#### [WHAT TO PRODUCE]
The listing below must be repeated word for word, with its images excluded.

#### [DATA SECTION]
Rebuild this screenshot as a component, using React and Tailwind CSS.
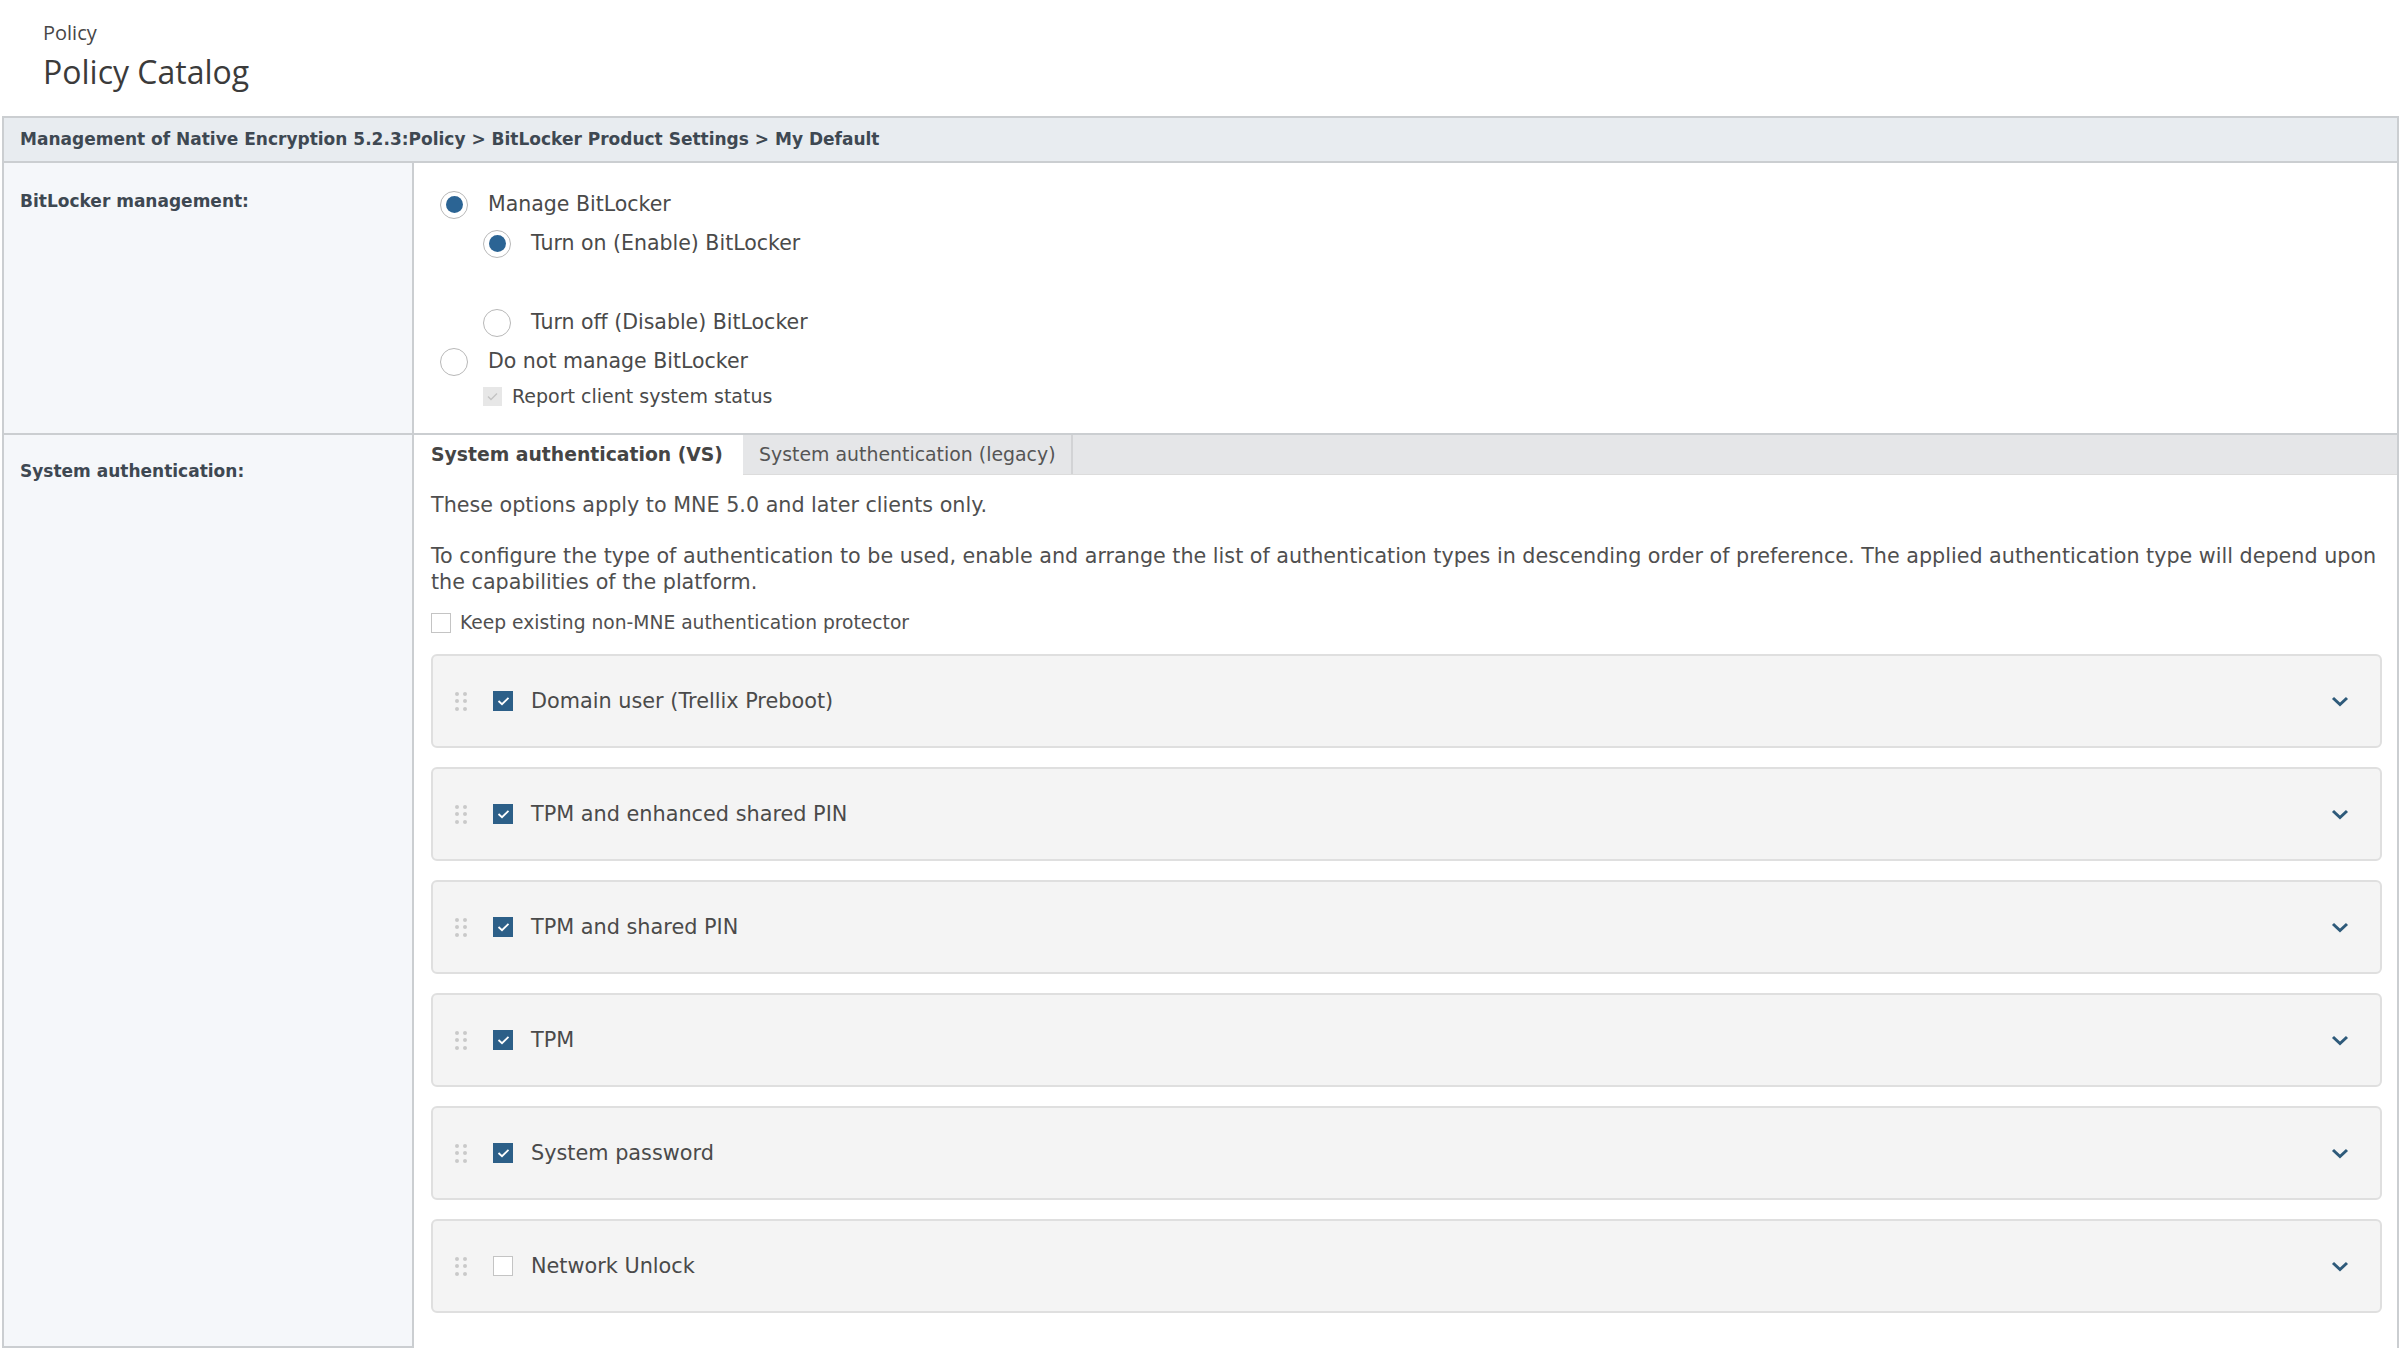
import React from "react";

const body = { fontFamily: '"DejaVu Sans", Verdana, sans-serif' };

const methods = [
  { label: "Domain user (Trellix Preboot)", on: true },
  { label: "TPM and enhanced shared PIN", on: true },
  { label: "TPM and shared PIN", on: true },
  { label: "TPM", on: true },
  { label: "System password", on: true },
  { label: "Network Unlock", on: false },
];

function Radio({ checked }) {
  return (
    <span className="flex h-[28px] w-[28px] shrink-0 items-center justify-center rounded-full border-[1.5px] border-[#b8b8b8] bg-white">
      {checked && <span className="h-[17px] w-[17px] rounded-full bg-[#2b6494]" />}
    </span>
  );
}

function RadioRow({ checked, label, indent }) {
  return (
    <div className={`flex h-[39px] items-center gap-[20px] ${indent ? "pl-[43px]" : ""}`}>
      <Radio checked={checked} />
      <span className="text-[20.5px] text-[#4a4a4a]">{label}</span>
    </div>
  );
}

function Check({ checked }) {
  if (!checked) {
    return <span className="block h-[20px] w-[20px] shrink-0 border-[1.5px] border-[#c4c4c4] bg-white" />;
  }
  return (
    <span className="flex h-[20px] w-[20px] shrink-0 items-center justify-center bg-[#2c5f88]">
      <svg width="13" height="10" viewBox="0 0 13 10" fill="none">
        <polyline points="1.5,5 5,8.2 11.5,1.8" stroke="#fff" strokeWidth="1.8" />
      </svg>
    </span>
  );
}

function Handle() {
  return (
    <span className="grid w-[12px] shrink-0 grid-cols-2 gap-x-[4px] gap-y-[3.5px]">
      {[0, 1, 2, 3, 4, 5].map((i) => (
        <span key={i} className="h-[4px] w-[4px] rounded-full bg-[#c9c9c9]" />
      ))}
    </span>
  );
}

function MethodCard({ label, on }) {
  return (
    <div className="flex h-[94px] items-center rounded-[6px] border-2 border-[#dfdfdf] bg-[#f4f4f4] pl-[22px] pr-[31px]">
      <Handle />
      <span className="ml-[26px] block">
        <Check checked={on} />
      </span>
      <span className="ml-[18px] flex-1 text-[20.8px] text-[#4a4a4a]">{label}</span>
      <svg width="18" height="11" viewBox="0 0 18 11" fill="none">
        <polyline points="2,2 9,8.5 16,2" stroke="#2e5a7a" strokeWidth="3" />
      </svg>
    </div>
  );
}

export default function App() {
  return (
    <div className="h-[1350px] overflow-hidden bg-white" style={body}>
      <div className="h-[116px] pl-[43px]" style={{ fontFamily: '"Open Sans", sans-serif' }}>
        <p className="pt-[20px] text-[20px] leading-[26px] text-[#474747]">Policy</p>
        <h1 className="mt-[4px] text-[32px] leading-[44px] text-[#3b3b3b]">Policy Catalog</h1>
      </div>

      <div className="ml-[2px] w-[2397px] border-x-2 border-[#cbced1]">
        <div className="flex h-[47px] items-center border-y-2 border-[#cbced1] bg-[#e8ecf0] px-[16px] text-[17px] font-bold text-[#3e4852]">
          Management of Native Encryption 5.2.3:Policy &gt; BitLocker Product Settings &gt; My Default
        </div>

        <div className="flex border-b-2 border-[#cbced1]">
          <div className="w-[410px] shrink-0 border-r-2 border-[#cbced1] bg-[#f5f7fa] pl-[16px] pt-[26px] text-[17px] font-bold leading-[24px] text-[#3e4852]">
            BitLocker management:
          </div>
          <div className="flex-1 pb-[21px] pl-[26px] pt-[22px]">
            <RadioRow checked label="Manage BitLocker" />
            <RadioRow checked indent label="Turn on (Enable) BitLocker" />
            <div className="h-[40px]" />
            <RadioRow indent label="Turn off (Disable) BitLocker" />
            <RadioRow label="Do not manage BitLocker" />
            <div className="flex h-[31px] items-center gap-[10px] pl-[43px]">
              <span className="flex h-[19px] w-[19px] items-center justify-center bg-[#e7e7e7]">
                <svg width="11" height="9" viewBox="0 0 11 9" fill="none">
                  <polyline points="1,4.5 4,7.5 10,1.5" stroke="#c3c3c3" strokeWidth="1.4" />
                </svg>
              </span>
              <span className="text-[19px] text-[#4a4a4a]">Report client system status</span>
            </div>
          </div>
        </div>

        <div className="flex items-start">
          <div className="h-[913px] w-[410px] shrink-0 border-b-2 border-r-2 border-[#cbced1] bg-[#f5f7fa] pl-[16px] pt-[24px] text-[17px] font-bold leading-[24px] text-[#3e4852]">
            System authentication:
          </div>
          <div className="min-w-0 flex-1">
            <div className="flex h-[40px] border-b border-[#dcdcdc] bg-[#e5e6e8]">
              <div className="-mb-px flex w-[329px] items-center bg-white pl-[17px] text-[18.8px] font-bold text-[#454545]">
                System authentication (VS)
              </div>
              <div className="flex w-[330px] items-center border-r-2 border-[#d2d3d5] pl-[16px] text-[18.9px] text-[#555]">
                System authentication (legacy)
              </div>
            </div>

            <div className="pl-[17px] pr-[15px] text-[20.7px] leading-[26px] text-[#4f4f4f]">
              <p className="mt-[17px]">These options apply to MNE 5.0 and later clients only.</p>
              <p className="mt-[25px]">
                To configure the type of authentication to be used, enable and arrange the list of authentication
                types in descending order of preference. The applied authentication type will depend upon the
                capabilities of the platform.
              </p>
              <label className="mt-[15px] flex h-[26px] items-center gap-[9px] text-[18.7px]">
                <span className="h-[20px] w-[20px] border-[1.5px] border-[#c4c4c4] bg-white" />
                Keep existing non-MNE authentication protector
              </label>

              <div className="mt-[18px] flex flex-col gap-[19px]">
                {methods.map((m) => (
                  <MethodCard key={m.label} {...m} />
                ))}
              </div>
            </div>
          </div>
        </div>
      </div>
    </div>
  );
}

#### [COMPLETED TASK]
Rebuild this screenshot as a component, using React and Tailwind CSS.
import React from "react";

const body = { fontFamily: '"DejaVu Sans", Verdana, sans-serif' };

const methods = [
  { label: "Domain user (Trellix Preboot)", on: true },
  { label: "TPM and enhanced shared PIN", on: true },
  { label: "TPM and shared PIN", on: true },
  { label: "TPM", on: true },
  { label: "System password", on: true },
  { label: "Network Unlock", on: false },
];

function Radio({ checked }) {
  return (
    <span className="flex h-[28px] w-[28px] shrink-0 items-center justify-center rounded-full border-[1.5px] border-[#b8b8b8] bg-white">
      {checked && <span className="h-[17px] w-[17px] rounded-full bg-[#2b6494]" />}
    </span>
  );
}

function RadioRow({ checked, label, indent }) {
  return (
    <div className={`flex h-[39px] items-center gap-[20px] ${indent ? "pl-[43px]" : ""}`}>
      <Radio checked={checked} />
      <span className="text-[20.5px] text-[#4a4a4a]">{label}</span>
    </div>
  );
}

function Check({ checked }) {
  if (!checked) {
    return <span className="block h-[20px] w-[20px] shrink-0 border-[1.5px] border-[#c4c4c4] bg-white" />;
  }
  return (
    <span className="flex h-[20px] w-[20px] shrink-0 items-center justify-center bg-[#2c5f88]">
      <svg width="13" height="10" viewBox="0 0 13 10" fill="none">
        <polyline points="1.5,5 5,8.2 11.5,1.8" stroke="#fff" strokeWidth="1.8" />
      </svg>
    </span>
  );
}

function Handle() {
  return (
    <span className="grid w-[12px] shrink-0 grid-cols-2 gap-x-[4px] gap-y-[3.5px]">
      {[0, 1, 2, 3, 4, 5].map((i) => (
        <span key={i} className="h-[4px] w-[4px] rounded-full bg-[#c9c9c9]" />
      ))}
    </span>
  );
}

function MethodCard({ label, on }) {
  return (
    <div className="flex h-[94px] items-center rounded-[6px] border-2 border-[#dfdfdf] bg-[#f4f4f4] pl-[22px] pr-[31px]">
      <Handle />
      <span className="ml-[26px] block">
        <Check checked={on} />
      </span>
      <span className="ml-[18px] flex-1 text-[20.8px] text-[#4a4a4a]">{label}</span>
      <svg width="18" height="11" viewBox="0 0 18 11" fill="none">
        <polyline points="2,2 9,8.5 16,2" stroke="#2e5a7a" strokeWidth="3" />
      </svg>
    </div>
  );
}

export default function App() {
  return (
    <div className="h-[1350px] overflow-hidden bg-white" style={body}>
      <div className="h-[116px] pl-[43px]" style={{ fontFamily: '"Open Sans", sans-serif' }}>
        <p className="pt-[20px] text-[20px] leading-[26px] text-[#474747]">Policy</p>
        <h1 className="mt-[4px] text-[32px] leading-[44px] text-[#3b3b3b]">Policy Catalog</h1>
      </div>

      <div className="ml-[2px] w-[2397px] border-x-2 border-[#cbced1]">
        <div className="flex h-[47px] items-center border-y-2 border-[#cbced1] bg-[#e8ecf0] px-[16px] text-[17px] font-bold text-[#3e4852]">
          Management of Native Encryption 5.2.3:Policy &gt; BitLocker Product Settings &gt; My Default
        </div>

        <div className="flex border-b-2 border-[#cbced1]">
          <div className="w-[410px] shrink-0 border-r-2 border-[#cbced1] bg-[#f5f7fa] pl-[16px] pt-[26px] text-[17px] font-bold leading-[24px] text-[#3e4852]">
            BitLocker management:
          </div>
          <div className="flex-1 pb-[21px] pl-[26px] pt-[22px]">
            <RadioRow checked label="Manage BitLocker" />
            <RadioRow checked indent label="Turn on (Enable) BitLocker" />
            <div className="h-[40px]" />
            <RadioRow indent label="Turn off (Disable) BitLocker" />
            <RadioRow label="Do not manage BitLocker" />
            <div className="flex h-[31px] items-center gap-[10px] pl-[43px]">
              <span className="flex h-[19px] w-[19px] items-center justify-center bg-[#e7e7e7]">
                <svg width="11" height="9" viewBox="0 0 11 9" fill="none">
                  <polyline points="1,4.5 4,7.5 10,1.5" stroke="#c3c3c3" strokeWidth="1.4" />
                </svg>
              </span>
              <span className="text-[19px] text-[#4a4a4a]">Report client system status</span>
            </div>
          </div>
        </div>

        <div className="flex items-start">
          <div className="h-[913px] w-[410px] shrink-0 border-b-2 border-r-2 border-[#cbced1] bg-[#f5f7fa] pl-[16px] pt-[24px] text-[17px] font-bold leading-[24px] text-[#3e4852]">
            System authentication:
          </div>
          <div className="min-w-0 flex-1">
            <div className="flex h-[40px] border-b border-[#dcdcdc] bg-[#e5e6e8]">
              <div className="-mb-px flex w-[329px] items-center bg-white pl-[17px] text-[18.8px] font-bold text-[#454545]">
                System authentication (VS)
              </div>
              <div className="flex w-[330px] items-center border-r-2 border-[#d2d3d5] pl-[16px] text-[18.9px] text-[#555]">
                System authentication (legacy)
              </div>
            </div>

            <div className="pl-[17px] pr-[15px] text-[20.7px] leading-[26px] text-[#4f4f4f]">
              <p className="mt-[17px]">These options apply to MNE 5.0 and later clients only.</p>
              <p className="mt-[25px]">
                To configure the type of authentication to be used, enable and arrange the list of authentication
                types in descending order of preference. The applied authentication type will depend upon the
                capabilities of the platform.
              </p>
              <label className="mt-[15px] flex h-[26px] items-center gap-[9px] text-[18.7px]">
                <span className="h-[20px] w-[20px] border-[1.5px] border-[#c4c4c4] bg-white" />
                Keep existing non-MNE authentication protector
              </label>

              <div className="mt-[18px] flex flex-col gap-[19px]">
                {methods.map((m) => (
                  <MethodCard key={m.label} {...m} />
                ))}
              </div>
            </div>
          </div>
        </div>
      </div>
    </div>
  );
}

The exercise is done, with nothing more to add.